SHORT TASK — Output the material below in full, exactly as it is.

/---

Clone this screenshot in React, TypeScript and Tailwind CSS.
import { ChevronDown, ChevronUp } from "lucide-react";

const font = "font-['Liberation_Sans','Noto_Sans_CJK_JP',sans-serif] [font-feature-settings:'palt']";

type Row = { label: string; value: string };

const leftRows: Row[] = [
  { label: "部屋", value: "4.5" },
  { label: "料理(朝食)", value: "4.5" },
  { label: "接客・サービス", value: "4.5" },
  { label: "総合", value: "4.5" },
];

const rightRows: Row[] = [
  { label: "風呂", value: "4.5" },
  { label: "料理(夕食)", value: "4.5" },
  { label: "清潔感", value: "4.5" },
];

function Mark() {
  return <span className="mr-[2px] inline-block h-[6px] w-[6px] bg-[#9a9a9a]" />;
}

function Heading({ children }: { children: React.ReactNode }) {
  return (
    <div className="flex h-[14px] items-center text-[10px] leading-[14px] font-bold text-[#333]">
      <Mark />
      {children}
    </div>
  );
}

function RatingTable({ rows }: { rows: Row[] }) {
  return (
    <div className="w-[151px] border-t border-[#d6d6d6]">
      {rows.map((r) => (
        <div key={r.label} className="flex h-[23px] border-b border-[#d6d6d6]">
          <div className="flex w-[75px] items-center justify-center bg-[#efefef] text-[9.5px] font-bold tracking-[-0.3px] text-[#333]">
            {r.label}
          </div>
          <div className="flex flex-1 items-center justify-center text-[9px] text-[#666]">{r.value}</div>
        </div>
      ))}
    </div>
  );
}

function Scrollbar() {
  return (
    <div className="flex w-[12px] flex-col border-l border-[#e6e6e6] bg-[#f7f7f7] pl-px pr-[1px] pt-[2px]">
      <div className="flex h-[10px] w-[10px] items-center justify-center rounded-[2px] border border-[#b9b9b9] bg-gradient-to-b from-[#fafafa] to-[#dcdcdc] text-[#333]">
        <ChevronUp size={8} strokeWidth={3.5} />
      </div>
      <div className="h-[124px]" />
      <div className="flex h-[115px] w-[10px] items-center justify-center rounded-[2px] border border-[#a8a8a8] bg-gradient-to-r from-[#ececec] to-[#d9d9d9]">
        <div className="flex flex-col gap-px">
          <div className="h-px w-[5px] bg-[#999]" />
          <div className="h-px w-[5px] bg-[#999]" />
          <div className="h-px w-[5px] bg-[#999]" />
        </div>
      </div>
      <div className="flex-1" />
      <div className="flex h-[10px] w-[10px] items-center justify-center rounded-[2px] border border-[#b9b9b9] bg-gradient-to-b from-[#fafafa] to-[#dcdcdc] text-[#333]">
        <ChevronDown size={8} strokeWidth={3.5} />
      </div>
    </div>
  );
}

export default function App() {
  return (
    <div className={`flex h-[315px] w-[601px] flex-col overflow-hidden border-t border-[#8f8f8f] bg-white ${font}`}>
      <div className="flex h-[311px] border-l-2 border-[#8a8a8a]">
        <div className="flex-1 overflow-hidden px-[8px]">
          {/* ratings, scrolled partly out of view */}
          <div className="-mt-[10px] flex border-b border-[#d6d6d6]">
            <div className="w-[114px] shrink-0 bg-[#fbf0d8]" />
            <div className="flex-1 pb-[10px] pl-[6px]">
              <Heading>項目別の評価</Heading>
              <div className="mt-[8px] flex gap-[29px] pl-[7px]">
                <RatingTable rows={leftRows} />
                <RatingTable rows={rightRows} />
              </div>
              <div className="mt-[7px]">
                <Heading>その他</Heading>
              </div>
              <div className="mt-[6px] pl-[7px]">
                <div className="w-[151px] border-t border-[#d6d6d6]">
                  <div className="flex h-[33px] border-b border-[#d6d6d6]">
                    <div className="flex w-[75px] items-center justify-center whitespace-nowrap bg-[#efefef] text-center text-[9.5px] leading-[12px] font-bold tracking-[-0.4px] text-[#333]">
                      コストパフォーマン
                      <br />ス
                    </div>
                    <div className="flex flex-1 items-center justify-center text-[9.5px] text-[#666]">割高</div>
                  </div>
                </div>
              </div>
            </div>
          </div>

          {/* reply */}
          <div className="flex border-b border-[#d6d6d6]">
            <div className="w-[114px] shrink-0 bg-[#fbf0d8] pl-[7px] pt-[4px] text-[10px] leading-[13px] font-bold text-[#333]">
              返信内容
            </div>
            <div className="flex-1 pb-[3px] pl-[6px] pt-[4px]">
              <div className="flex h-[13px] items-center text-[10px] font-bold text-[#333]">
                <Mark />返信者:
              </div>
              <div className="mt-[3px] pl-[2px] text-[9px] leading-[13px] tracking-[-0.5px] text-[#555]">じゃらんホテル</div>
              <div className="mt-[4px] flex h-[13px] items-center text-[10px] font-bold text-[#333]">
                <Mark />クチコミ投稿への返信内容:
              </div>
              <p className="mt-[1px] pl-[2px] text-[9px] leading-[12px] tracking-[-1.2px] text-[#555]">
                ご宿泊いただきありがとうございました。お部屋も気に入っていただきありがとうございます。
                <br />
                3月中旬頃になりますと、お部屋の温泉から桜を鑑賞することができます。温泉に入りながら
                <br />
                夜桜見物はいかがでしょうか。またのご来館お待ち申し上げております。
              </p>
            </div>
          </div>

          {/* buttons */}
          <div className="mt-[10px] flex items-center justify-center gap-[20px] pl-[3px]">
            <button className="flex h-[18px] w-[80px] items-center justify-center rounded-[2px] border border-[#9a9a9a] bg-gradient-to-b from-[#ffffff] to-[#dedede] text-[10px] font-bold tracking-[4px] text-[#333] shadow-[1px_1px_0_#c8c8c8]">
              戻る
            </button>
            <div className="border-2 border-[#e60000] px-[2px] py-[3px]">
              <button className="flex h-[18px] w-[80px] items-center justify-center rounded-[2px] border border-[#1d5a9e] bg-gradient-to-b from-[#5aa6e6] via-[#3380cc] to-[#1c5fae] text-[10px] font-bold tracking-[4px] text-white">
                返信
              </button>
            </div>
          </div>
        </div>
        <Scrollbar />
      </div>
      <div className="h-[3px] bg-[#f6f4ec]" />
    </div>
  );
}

\---

ANSWER TO THE PROBLEM —
Clone this screenshot in React, TypeScript and Tailwind CSS.
import { ChevronDown, ChevronUp } from "lucide-react";

const font = "font-['Liberation_Sans','Noto_Sans_CJK_JP',sans-serif] [font-feature-settings:'palt']";

type Row = { label: string; value: string };

const leftRows: Row[] = [
  { label: "部屋", value: "4.5" },
  { label: "料理(朝食)", value: "4.5" },
  { label: "接客・サービス", value: "4.5" },
  { label: "総合", value: "4.5" },
];

const rightRows: Row[] = [
  { label: "風呂", value: "4.5" },
  { label: "料理(夕食)", value: "4.5" },
  { label: "清潔感", value: "4.5" },
];

function Mark() {
  return <span className="mr-[2px] inline-block h-[6px] w-[6px] bg-[#9a9a9a]" />;
}

function Heading({ children }: { children: React.ReactNode }) {
  return (
    <div className="flex h-[14px] items-center text-[10px] leading-[14px] font-bold text-[#333]">
      <Mark />
      {children}
    </div>
  );
}

function RatingTable({ rows }: { rows: Row[] }) {
  return (
    <div className="w-[151px] border-t border-[#d6d6d6]">
      {rows.map((r) => (
        <div key={r.label} className="flex h-[23px] border-b border-[#d6d6d6]">
          <div className="flex w-[75px] items-center justify-center bg-[#efefef] text-[9.5px] font-bold tracking-[-0.3px] text-[#333]">
            {r.label}
          </div>
          <div className="flex flex-1 items-center justify-center text-[9px] text-[#666]">{r.value}</div>
        </div>
      ))}
    </div>
  );
}

function Scrollbar() {
  return (
    <div className="flex w-[12px] flex-col border-l border-[#e6e6e6] bg-[#f7f7f7] pl-px pr-[1px] pt-[2px]">
      <div className="flex h-[10px] w-[10px] items-center justify-center rounded-[2px] border border-[#b9b9b9] bg-gradient-to-b from-[#fafafa] to-[#dcdcdc] text-[#333]">
        <ChevronUp size={8} strokeWidth={3.5} />
      </div>
      <div className="h-[124px]" />
      <div className="flex h-[115px] w-[10px] items-center justify-center rounded-[2px] border border-[#a8a8a8] bg-gradient-to-r from-[#ececec] to-[#d9d9d9]">
        <div className="flex flex-col gap-px">
          <div className="h-px w-[5px] bg-[#999]" />
          <div className="h-px w-[5px] bg-[#999]" />
          <div className="h-px w-[5px] bg-[#999]" />
        </div>
      </div>
      <div className="flex-1" />
      <div className="flex h-[10px] w-[10px] items-center justify-center rounded-[2px] border border-[#b9b9b9] bg-gradient-to-b from-[#fafafa] to-[#dcdcdc] text-[#333]">
        <ChevronDown size={8} strokeWidth={3.5} />
      </div>
    </div>
  );
}

export default function App() {
  return (
    <div className={`flex h-[315px] w-[601px] flex-col overflow-hidden border-t border-[#8f8f8f] bg-white ${font}`}>
      <div className="flex h-[311px] border-l-2 border-[#8a8a8a]">
        <div className="flex-1 overflow-hidden px-[8px]">
          {/* ratings, scrolled partly out of view */}
          <div className="-mt-[10px] flex border-b border-[#d6d6d6]">
            <div className="w-[114px] shrink-0 bg-[#fbf0d8]" />
            <div className="flex-1 pb-[10px] pl-[6px]">
              <Heading>項目別の評価</Heading>
              <div className="mt-[8px] flex gap-[29px] pl-[7px]">
                <RatingTable rows={leftRows} />
                <RatingTable rows={rightRows} />
              </div>
              <div className="mt-[7px]">
                <Heading>その他</Heading>
              </div>
              <div className="mt-[6px] pl-[7px]">
                <div className="w-[151px] border-t border-[#d6d6d6]">
                  <div className="flex h-[33px] border-b border-[#d6d6d6]">
                    <div className="flex w-[75px] items-center justify-center whitespace-nowrap bg-[#efefef] text-center text-[9.5px] leading-[12px] font-bold tracking-[-0.4px] text-[#333]">
                      コストパフォーマン
                      <br />ス
                    </div>
                    <div className="flex flex-1 items-center justify-center text-[9.5px] text-[#666]">割高</div>
                  </div>
                </div>
              </div>
            </div>
          </div>

          {/* reply */}
          <div className="flex border-b border-[#d6d6d6]">
            <div className="w-[114px] shrink-0 bg-[#fbf0d8] pl-[7px] pt-[4px] text-[10px] leading-[13px] font-bold text-[#333]">
              返信内容
            </div>
            <div className="flex-1 pb-[3px] pl-[6px] pt-[4px]">
              <div className="flex h-[13px] items-center text-[10px] font-bold text-[#333]">
                <Mark />返信者:
              </div>
              <div className="mt-[3px] pl-[2px] text-[9px] leading-[13px] tracking-[-0.5px] text-[#555]">じゃらんホテル</div>
              <div className="mt-[4px] flex h-[13px] items-center text-[10px] font-bold text-[#333]">
                <Mark />クチコミ投稿への返信内容:
              </div>
              <p className="mt-[1px] pl-[2px] text-[9px] leading-[12px] tracking-[-1.2px] text-[#555]">
                ご宿泊いただきありがとうございました。お部屋も気に入っていただきありがとうございます。
                <br />
                3月中旬頃になりますと、お部屋の温泉から桜を鑑賞することができます。温泉に入りながら
                <br />
                夜桜見物はいかがでしょうか。またのご来館お待ち申し上げております。
              </p>
            </div>
          </div>

          {/* buttons */}
          <div className="mt-[10px] flex items-center justify-center gap-[20px] pl-[3px]">
            <button className="flex h-[18px] w-[80px] items-center justify-center rounded-[2px] border border-[#9a9a9a] bg-gradient-to-b from-[#ffffff] to-[#dedede] text-[10px] font-bold tracking-[4px] text-[#333] shadow-[1px_1px_0_#c8c8c8]">
              戻る
            </button>
            <div className="border-2 border-[#e60000] px-[2px] py-[3px]">
              <button className="flex h-[18px] w-[80px] items-center justify-center rounded-[2px] border border-[#1d5a9e] bg-gradient-to-b from-[#5aa6e6] via-[#3380cc] to-[#1c5fae] text-[10px] font-bold tracking-[4px] text-white">
                返信
              </button>
            </div>
          </div>
        </div>
        <Scrollbar />
      </div>
      <div className="h-[3px] bg-[#f6f4ec]" />
    </div>
  );
}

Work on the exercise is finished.